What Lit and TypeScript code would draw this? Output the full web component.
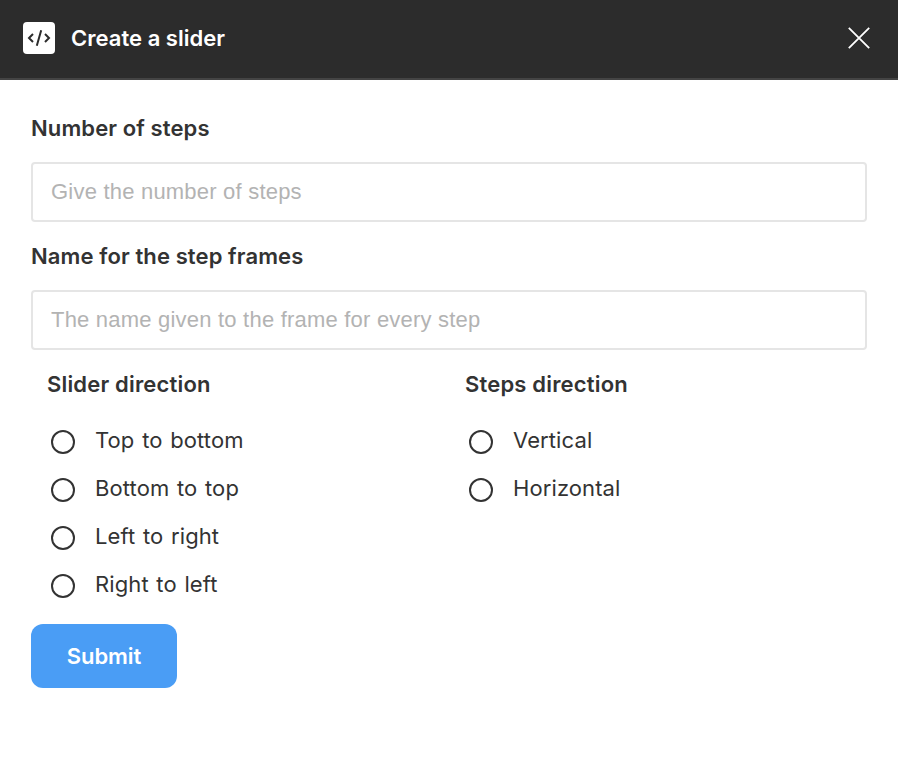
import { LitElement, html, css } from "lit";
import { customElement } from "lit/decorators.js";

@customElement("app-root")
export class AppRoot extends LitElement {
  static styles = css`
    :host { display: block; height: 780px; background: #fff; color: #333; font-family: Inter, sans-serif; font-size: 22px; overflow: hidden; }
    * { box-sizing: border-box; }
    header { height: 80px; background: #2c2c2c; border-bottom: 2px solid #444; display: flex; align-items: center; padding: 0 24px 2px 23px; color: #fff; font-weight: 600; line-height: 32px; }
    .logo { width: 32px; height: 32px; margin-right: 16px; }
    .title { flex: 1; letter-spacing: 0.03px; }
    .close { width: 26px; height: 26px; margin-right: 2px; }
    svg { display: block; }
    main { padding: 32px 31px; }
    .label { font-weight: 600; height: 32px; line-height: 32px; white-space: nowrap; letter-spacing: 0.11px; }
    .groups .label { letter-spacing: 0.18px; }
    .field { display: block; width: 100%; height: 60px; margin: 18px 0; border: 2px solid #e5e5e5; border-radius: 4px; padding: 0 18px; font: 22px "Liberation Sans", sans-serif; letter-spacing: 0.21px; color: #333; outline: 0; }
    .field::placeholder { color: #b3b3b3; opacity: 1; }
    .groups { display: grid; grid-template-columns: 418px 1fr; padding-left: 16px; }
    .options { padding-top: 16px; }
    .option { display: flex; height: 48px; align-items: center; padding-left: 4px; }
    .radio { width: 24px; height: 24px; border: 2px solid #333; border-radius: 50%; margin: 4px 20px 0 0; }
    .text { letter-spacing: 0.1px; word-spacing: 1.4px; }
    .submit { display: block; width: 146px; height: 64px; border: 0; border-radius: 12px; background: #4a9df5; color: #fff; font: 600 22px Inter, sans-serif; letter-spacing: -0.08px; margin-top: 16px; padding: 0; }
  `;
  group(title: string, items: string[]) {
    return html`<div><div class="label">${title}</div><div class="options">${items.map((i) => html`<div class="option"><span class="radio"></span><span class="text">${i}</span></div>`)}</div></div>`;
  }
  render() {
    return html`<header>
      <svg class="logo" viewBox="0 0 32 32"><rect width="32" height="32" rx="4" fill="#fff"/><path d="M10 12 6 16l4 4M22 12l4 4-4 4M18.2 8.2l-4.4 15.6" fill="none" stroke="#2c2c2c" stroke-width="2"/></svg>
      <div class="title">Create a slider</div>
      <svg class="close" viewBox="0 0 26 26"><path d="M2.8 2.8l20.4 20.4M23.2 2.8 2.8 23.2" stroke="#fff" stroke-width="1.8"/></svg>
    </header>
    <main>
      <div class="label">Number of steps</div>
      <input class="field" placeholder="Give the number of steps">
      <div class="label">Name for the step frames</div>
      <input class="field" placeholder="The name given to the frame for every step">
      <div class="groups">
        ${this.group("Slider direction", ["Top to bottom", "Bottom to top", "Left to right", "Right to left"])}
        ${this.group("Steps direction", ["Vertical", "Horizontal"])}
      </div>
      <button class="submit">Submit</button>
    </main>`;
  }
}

--

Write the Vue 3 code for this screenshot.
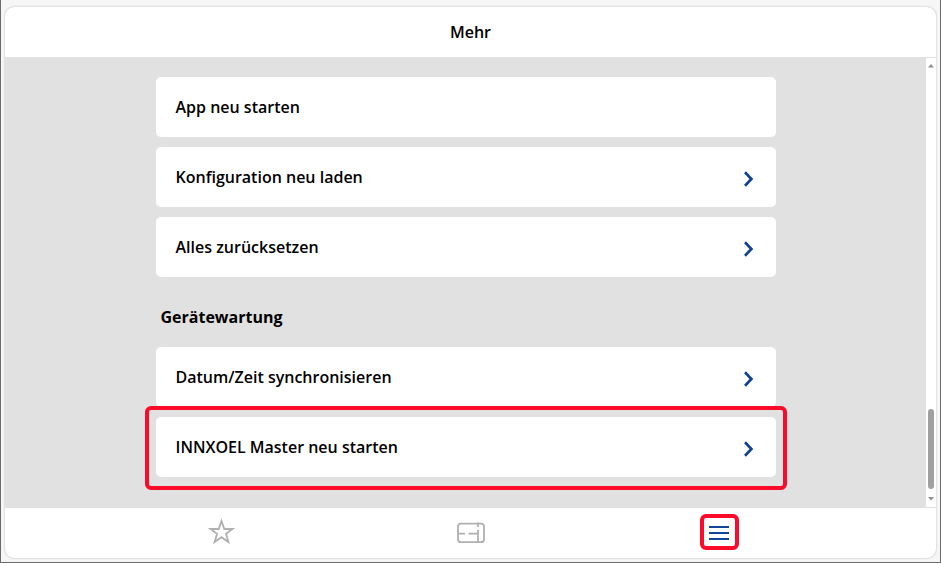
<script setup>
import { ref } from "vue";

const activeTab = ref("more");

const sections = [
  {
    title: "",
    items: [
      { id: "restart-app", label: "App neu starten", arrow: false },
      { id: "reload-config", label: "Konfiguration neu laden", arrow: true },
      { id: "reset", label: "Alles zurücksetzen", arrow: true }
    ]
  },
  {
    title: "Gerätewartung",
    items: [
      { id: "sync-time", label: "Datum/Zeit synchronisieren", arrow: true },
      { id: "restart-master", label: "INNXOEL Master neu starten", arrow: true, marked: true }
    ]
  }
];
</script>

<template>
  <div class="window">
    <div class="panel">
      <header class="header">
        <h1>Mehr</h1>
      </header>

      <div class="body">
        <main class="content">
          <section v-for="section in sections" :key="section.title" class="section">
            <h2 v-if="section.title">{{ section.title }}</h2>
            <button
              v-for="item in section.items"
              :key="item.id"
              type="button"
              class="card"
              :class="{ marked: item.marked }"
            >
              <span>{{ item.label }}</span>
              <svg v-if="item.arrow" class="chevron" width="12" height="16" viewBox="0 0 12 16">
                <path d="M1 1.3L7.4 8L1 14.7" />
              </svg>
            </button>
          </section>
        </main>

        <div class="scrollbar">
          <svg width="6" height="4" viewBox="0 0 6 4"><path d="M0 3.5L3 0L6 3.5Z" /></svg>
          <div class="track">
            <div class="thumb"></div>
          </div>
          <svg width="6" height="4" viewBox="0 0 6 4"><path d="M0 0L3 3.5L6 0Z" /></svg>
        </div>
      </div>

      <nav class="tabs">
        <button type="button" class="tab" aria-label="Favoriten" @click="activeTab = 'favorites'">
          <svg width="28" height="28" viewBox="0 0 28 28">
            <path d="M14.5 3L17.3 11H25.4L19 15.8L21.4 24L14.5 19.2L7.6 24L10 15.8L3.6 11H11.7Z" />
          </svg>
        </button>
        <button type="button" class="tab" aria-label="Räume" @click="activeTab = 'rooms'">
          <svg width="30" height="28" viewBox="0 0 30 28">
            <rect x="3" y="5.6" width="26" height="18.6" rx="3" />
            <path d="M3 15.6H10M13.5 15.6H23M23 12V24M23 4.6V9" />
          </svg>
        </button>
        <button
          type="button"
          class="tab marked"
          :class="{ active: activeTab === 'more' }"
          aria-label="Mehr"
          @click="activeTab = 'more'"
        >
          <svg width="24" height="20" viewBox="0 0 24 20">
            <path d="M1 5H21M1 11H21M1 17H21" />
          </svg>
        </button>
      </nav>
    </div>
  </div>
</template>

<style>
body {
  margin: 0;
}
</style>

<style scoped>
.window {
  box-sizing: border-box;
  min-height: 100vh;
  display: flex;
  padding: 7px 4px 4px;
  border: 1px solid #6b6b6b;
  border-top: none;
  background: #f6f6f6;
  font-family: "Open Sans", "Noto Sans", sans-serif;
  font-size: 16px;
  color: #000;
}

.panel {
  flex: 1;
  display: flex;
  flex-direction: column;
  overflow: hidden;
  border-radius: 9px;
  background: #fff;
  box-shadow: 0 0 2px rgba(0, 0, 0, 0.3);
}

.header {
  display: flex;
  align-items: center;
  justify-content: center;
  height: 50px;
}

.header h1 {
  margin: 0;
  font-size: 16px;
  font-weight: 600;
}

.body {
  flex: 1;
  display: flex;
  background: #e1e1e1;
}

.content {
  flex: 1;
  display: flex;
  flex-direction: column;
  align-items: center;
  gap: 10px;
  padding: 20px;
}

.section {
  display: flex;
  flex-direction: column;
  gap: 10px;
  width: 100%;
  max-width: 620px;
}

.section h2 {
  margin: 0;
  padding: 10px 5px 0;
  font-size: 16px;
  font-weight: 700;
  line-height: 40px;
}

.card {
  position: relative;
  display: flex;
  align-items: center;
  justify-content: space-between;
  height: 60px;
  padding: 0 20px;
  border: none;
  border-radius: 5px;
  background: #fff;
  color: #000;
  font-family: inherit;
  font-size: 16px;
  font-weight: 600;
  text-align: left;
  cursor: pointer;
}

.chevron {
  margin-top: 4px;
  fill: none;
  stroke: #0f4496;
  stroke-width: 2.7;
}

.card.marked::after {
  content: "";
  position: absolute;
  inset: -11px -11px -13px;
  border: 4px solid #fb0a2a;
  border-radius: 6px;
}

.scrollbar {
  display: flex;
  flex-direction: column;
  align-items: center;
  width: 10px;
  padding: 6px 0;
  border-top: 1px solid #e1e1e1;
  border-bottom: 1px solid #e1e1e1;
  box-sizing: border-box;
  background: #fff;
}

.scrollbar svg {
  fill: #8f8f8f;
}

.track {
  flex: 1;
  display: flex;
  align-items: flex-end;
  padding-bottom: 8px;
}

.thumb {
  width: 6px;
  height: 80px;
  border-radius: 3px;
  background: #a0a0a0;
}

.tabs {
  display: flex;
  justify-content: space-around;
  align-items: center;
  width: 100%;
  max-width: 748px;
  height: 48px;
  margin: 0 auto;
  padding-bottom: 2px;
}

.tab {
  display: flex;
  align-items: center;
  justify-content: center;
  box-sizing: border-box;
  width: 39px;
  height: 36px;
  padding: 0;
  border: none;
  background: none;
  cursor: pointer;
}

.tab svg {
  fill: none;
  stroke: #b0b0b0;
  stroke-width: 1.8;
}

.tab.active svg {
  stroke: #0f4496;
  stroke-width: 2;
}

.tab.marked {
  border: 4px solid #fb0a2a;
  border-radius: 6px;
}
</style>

---

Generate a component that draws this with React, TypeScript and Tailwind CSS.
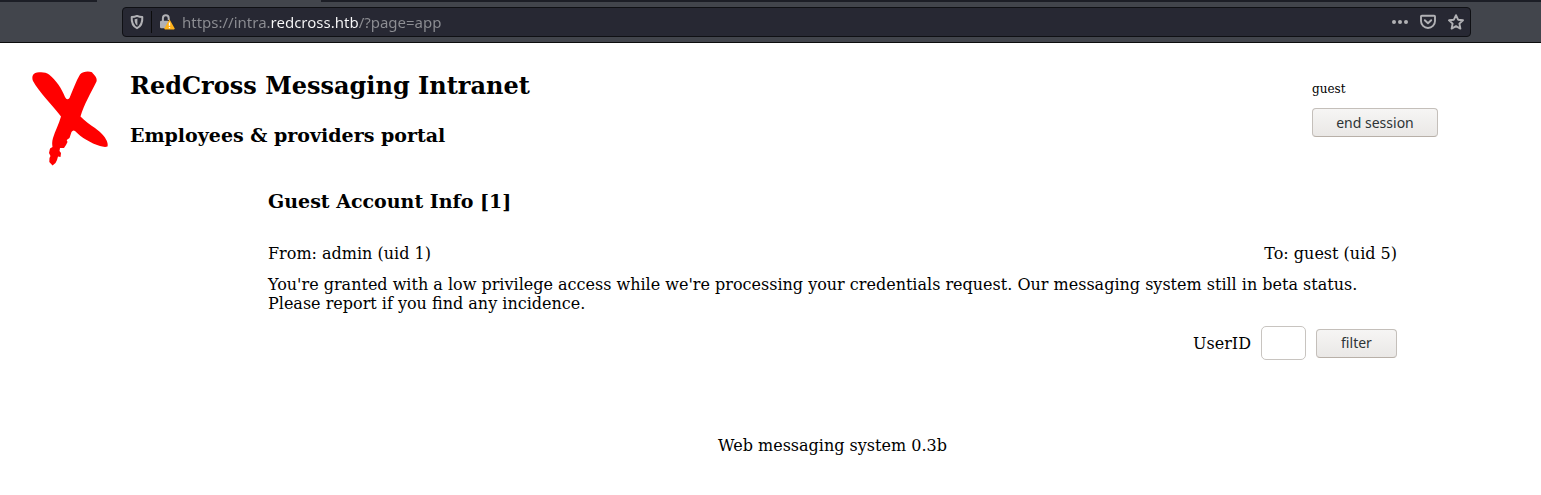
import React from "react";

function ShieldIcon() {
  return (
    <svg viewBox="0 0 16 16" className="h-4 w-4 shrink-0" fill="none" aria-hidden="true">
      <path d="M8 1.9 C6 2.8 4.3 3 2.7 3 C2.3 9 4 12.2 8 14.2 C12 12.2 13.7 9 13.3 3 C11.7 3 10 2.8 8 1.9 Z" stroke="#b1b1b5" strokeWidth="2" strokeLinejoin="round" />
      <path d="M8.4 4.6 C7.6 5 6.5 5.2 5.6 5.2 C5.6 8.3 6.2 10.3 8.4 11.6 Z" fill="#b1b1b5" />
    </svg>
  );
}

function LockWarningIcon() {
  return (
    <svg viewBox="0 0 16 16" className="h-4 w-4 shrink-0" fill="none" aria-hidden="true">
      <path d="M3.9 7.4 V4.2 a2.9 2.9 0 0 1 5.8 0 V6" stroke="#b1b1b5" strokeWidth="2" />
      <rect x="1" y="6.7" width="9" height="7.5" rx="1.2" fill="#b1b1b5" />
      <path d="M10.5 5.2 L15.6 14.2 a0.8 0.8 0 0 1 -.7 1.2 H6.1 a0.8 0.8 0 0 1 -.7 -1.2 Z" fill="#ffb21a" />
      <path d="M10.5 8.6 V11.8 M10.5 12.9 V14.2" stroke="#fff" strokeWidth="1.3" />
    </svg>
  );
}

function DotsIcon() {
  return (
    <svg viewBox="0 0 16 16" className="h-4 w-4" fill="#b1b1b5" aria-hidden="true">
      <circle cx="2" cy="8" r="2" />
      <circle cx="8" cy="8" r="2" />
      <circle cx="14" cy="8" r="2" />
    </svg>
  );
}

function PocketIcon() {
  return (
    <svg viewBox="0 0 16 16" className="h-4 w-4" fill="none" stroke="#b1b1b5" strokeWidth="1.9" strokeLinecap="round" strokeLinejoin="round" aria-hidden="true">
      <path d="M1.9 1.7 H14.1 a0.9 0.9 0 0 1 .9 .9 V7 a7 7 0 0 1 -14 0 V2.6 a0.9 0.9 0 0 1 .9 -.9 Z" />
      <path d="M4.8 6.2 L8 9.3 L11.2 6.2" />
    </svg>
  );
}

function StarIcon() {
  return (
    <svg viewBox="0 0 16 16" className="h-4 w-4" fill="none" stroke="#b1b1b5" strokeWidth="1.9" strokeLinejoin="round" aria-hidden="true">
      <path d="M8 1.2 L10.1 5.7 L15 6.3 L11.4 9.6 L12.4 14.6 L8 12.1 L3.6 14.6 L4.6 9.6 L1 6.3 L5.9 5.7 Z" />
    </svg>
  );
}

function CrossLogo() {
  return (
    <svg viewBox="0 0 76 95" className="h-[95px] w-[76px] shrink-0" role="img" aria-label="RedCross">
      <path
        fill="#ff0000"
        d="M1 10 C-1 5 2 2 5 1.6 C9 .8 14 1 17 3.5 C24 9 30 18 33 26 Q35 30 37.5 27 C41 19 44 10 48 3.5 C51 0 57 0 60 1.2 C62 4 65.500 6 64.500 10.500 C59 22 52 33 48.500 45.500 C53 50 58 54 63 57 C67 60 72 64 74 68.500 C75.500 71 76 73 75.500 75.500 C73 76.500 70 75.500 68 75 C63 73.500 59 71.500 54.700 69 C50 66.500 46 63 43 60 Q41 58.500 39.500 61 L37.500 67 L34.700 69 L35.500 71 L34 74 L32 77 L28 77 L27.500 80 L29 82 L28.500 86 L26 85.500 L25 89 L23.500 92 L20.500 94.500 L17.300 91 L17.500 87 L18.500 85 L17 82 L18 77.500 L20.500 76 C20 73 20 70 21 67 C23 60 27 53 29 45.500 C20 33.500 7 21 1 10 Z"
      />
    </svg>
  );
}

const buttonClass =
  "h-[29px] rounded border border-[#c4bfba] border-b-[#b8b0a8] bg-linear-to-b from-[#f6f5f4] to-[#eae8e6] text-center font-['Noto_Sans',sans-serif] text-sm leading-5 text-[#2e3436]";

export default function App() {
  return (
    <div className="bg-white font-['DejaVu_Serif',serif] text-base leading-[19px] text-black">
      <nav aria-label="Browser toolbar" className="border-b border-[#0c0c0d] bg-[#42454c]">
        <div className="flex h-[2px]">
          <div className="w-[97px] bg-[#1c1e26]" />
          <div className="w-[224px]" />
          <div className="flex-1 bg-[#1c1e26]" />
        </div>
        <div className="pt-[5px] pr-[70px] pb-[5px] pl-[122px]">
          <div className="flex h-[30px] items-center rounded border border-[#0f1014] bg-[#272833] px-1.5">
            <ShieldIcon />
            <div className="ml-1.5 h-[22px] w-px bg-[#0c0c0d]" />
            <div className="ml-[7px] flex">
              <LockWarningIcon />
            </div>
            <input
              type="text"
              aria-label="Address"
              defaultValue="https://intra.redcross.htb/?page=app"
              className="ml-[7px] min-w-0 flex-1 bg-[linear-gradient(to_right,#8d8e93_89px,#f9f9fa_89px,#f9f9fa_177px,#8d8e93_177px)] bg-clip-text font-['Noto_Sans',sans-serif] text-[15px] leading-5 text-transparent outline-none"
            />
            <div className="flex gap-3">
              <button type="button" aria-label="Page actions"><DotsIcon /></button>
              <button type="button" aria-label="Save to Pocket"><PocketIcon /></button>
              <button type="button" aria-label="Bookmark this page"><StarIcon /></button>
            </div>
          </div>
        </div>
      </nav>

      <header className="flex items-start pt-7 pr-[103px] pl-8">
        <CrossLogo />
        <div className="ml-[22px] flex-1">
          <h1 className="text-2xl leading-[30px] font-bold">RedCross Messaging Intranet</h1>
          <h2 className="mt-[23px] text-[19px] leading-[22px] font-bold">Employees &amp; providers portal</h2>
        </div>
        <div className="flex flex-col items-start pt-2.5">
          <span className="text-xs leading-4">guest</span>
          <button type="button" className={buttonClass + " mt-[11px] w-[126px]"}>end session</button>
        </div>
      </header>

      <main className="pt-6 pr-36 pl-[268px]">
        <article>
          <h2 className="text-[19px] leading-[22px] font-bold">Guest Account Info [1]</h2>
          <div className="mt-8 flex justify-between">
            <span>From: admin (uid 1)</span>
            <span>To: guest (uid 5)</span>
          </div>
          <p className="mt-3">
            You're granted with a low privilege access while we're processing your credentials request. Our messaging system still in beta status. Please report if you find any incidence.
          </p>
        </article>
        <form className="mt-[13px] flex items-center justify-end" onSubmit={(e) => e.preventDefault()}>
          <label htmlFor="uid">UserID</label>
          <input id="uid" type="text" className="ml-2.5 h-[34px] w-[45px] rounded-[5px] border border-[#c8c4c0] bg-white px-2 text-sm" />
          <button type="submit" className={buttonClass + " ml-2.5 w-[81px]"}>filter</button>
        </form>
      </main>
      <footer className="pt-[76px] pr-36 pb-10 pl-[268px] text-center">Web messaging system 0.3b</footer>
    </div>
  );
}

### WRITTEN INSTRUCTION
Copy every line of the entries above in which "code" occurs.

### RESPONSE BELOW
What Lit and TypeScript code would draw this? Output the full web component.
Write the Vue 3 code for this screenshot.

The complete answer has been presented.